La première traduction française est l’une des plus calamiteuses que j’ai jamais vu, à moitié réalisé, souvent incompréhensible, passant du langage soutenu au familier sans aucune raison, plaçant des mots dans le désordre et sans accords... heureusement celle qu’ils ont officiellement apportée par la suite est de très bonne qualité mais sans déconner imposer cette VF (sinon passer toute la console en anglais) même de façon temporaire c’était une erreur assez grossière, à la limite de l’incompréhensible.

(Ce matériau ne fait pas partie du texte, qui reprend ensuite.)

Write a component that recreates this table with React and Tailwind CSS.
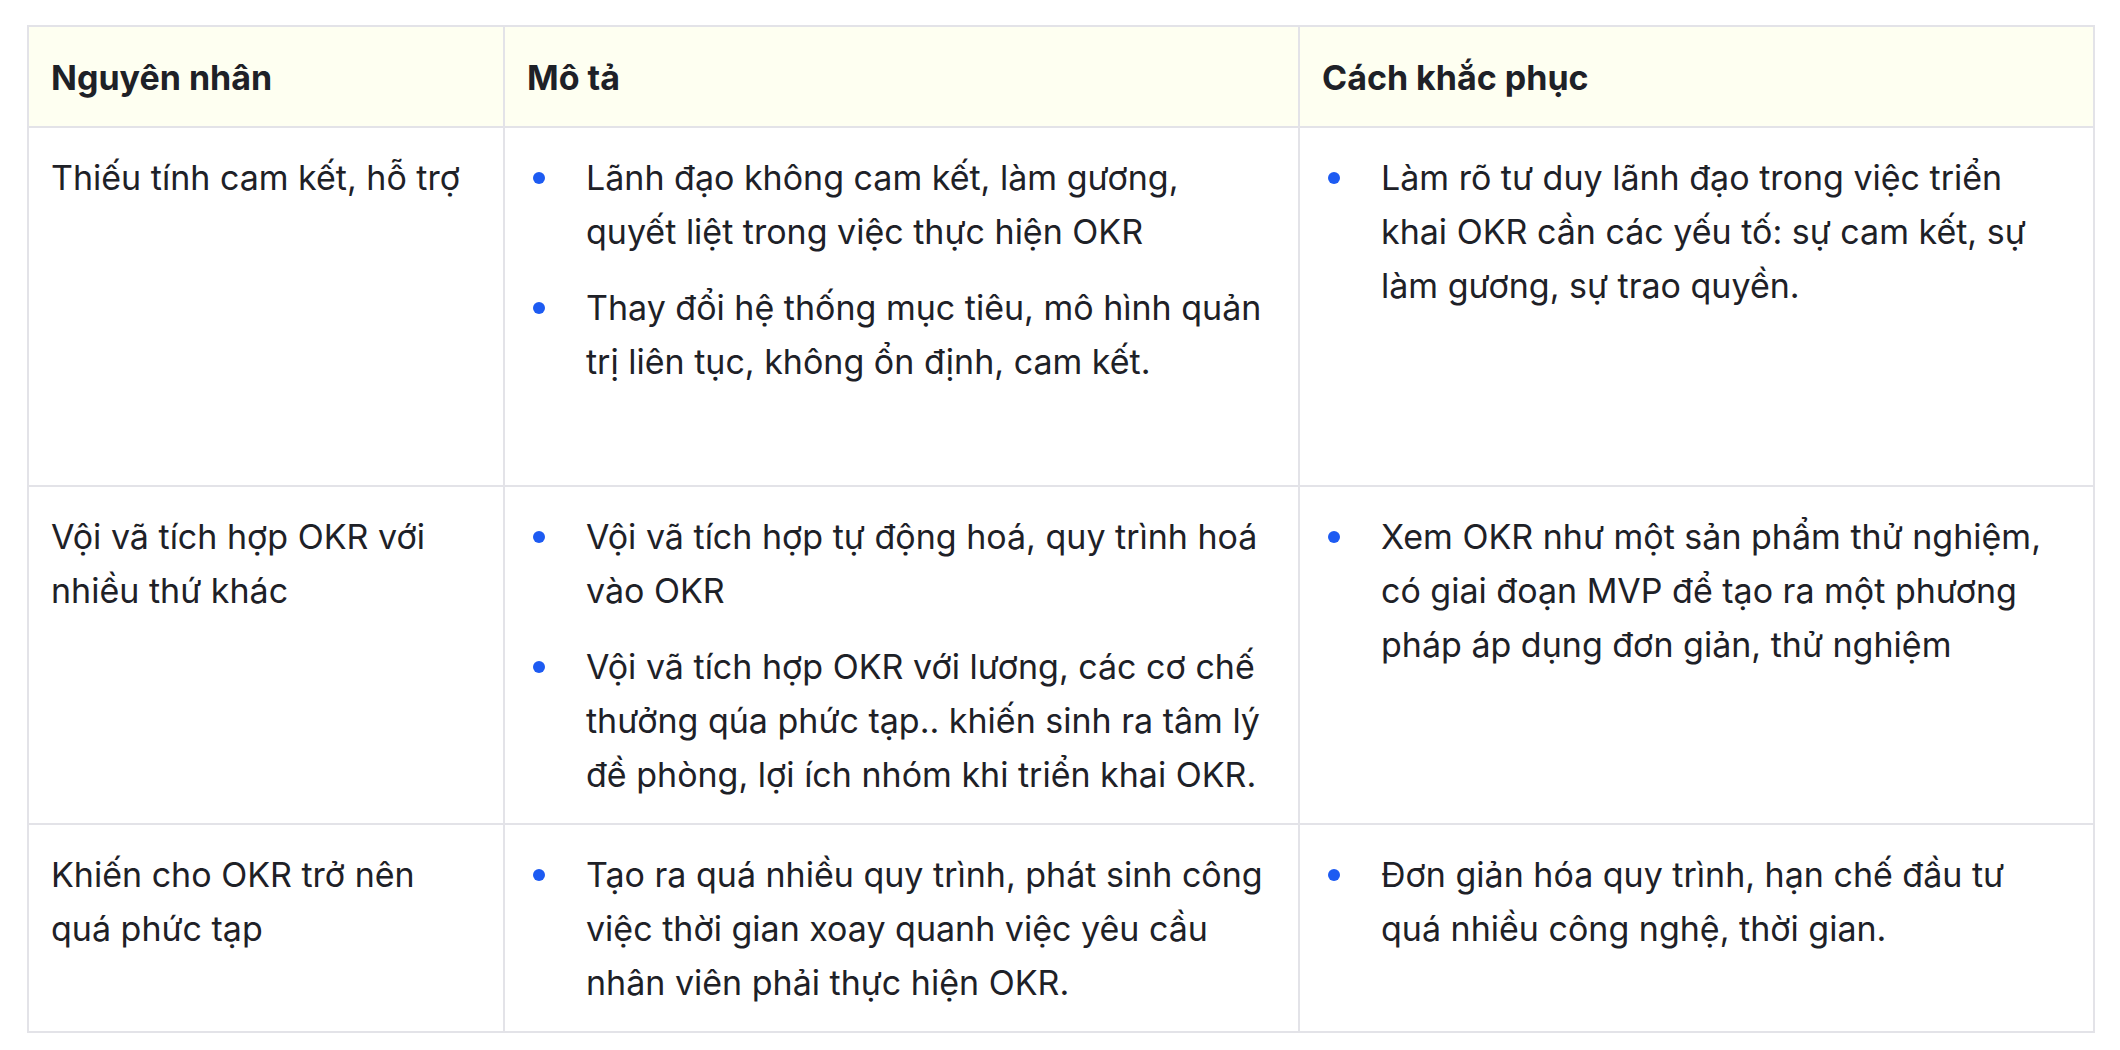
import React from 'react';

const rows = [
  {
    cause: "Thiếu tính cam kết, hỗ trợ",
    desc: [
      "Lãnh đạo không cam kết, làm gương, quyết liệt trong việc thực hiện OKR",
      "Thay đổi hệ thống mục tiêu, mô hình quản trị liên tục, không ổn định, cam kết.",
    ],
    fix: [
      "Làm rõ tư duy lãnh đạo trong việc triển khai OKR cần các yếu tố: sự cam kết, sự làm gương, sự trao quyền.",
    ],
    tall: true,
  },
  {
    cause: "Vội vã tích hợp OKR với nhiều thứ khác",
    desc: [
      "Vội vã tích hợp tự động hoá, quy trình hoá vào OKR",
      "Vội vã tích hợp OKR với lương, các cơ chế thưởng qúa phức tạp.. khiến sinh ra tâm lý đề phòng, lợi ích nhóm khi triển khai OKR.",
    ],
    fix: [
      "Xem OKR như một sản phẩm thử nghiệm, có giai đoạn MVP để tạo ra một phương pháp áp dụng đơn giản, thử nghiệm",
    ],
  },
  {
    cause: "Khiến cho OKR trở nên quá phức tạp",
    desc: [
      "Tạo ra quá nhiều quy trình, phát sinh công việc thời gian xoay quanh việc yêu cầu nhân viên phải thực hiện OKR.",
    ],
    fix: ["Đơn giản hóa quy trình, hạn chế đầu tư quá nhiều công nghệ, thời gian."],
  },
];

function Bullets({ items }) {
  return (
    <ul className="flex flex-col gap-[22px]">
      {items.map((t, i) => (
        <li key={i} className="flex items-start">
          {/* dot sits in a fixed gutter so wrapped lines align */}
          <span className="w-[59px] shrink-0 flex pl-[6px] pt-[21px]">
            <span className="w-[12px] h-[12px] rounded-full bg-[#1d5bf2]"></span>
          </span>
          <span>{t}</span>
        </li>
      ))}
    </ul>
  );
}

export default function App() {
  return (
    <div className="bg-white min-h-screen pt-[25px] pl-[27px] font-['Inter',sans-serif] text-[34px] leading-[54px] text-[#1e2127]">
      <table className="table-fixed w-[2068px] border-collapse border-2 border-[#e3e3e8]">
        <colgroup>
          <col className="w-[476px]" />
          <col className="w-[795px]" />
          <col className="w-[795px]" />
        </colgroup>
        <thead>
          <tr className="bg-[#fefff1]">
            <th className="border-2 border-[#e3e3e8] px-[22px] pt-[24px] pb-[21px] text-left font-bold">Nguyên nhân</th>
            <th className="border-2 border-[#e3e3e8] px-[22px] pt-[24px] pb-[21px] text-left font-bold">Mô tả</th>
            <th className="border-2 border-[#e3e3e8] px-[22px] pt-[24px] pb-[21px] text-left font-bold">Cách khắc phục</th>
          </tr>
        </thead>
        <tbody>
          {rows.map((r, i) => (
            <tr key={i} className={r.tall ? "h-[359px]" : ""}>
              <td className="border-2 border-[#e3e3e8] px-[22px] pt-[23px] pb-[21px] align-top">{r.cause}</td>
              <td className="border-2 border-[#e3e3e8] px-[22px] pt-[23px] pb-[21px] align-top">
                <Bullets items={r.desc} />
              </td>
              <td className="border-2 border-[#e3e3e8] px-[22px] pt-[23px] pb-[21px] align-top">
                <Bullets items={r.fix} />
              </td>
            </tr>
          ))}
        </tbody>
      </table>
    </div>
  );
}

Le fait que le scénario soit en retrait et qu’il développe à mon sens une mise en abîme du jeu est plutôt sympathique et réussi mais il y a un peu trop de soucis en parallèle pour pleinement en profiter et c’est vraiment dommage car il aurait été facile d’esquiver la plupart d’entre eux. On aurait eu un scénario simple certes, même si des acharnés trouvent moyen d’écrire des dizaines de pages d’explications de l’univers à partir des informations laissées par le jeu, mais de qualité, en adéquation avec le genre de jeu auquel Salt se rapporte... et puis cette traduction française sans déconner !
CONCLUSION : 7 / 10
Si l’on doit juger Salt à sa capacité à s’inspirer des Souls et Castlevania qu’il prend pour modèles afin de devenir un Métroidvania 2D de grande qualité ludique et d’une belle générosité, Salt & Sanctuary est un petit chef d’œuvre incontournable. Malheureusement, ses modestes moyens et ses quelques mauvais choix le limitent grandement si l’on regarde par delà ses mécaniques et son contenu et c’est vraiment dommage car on n’aurait pu tenir là une bombe pour la Playstation 4 en face d’Ori & The Blind Forest chez Microsoft sorti un an plus tôt et également un Métroidvania 2D.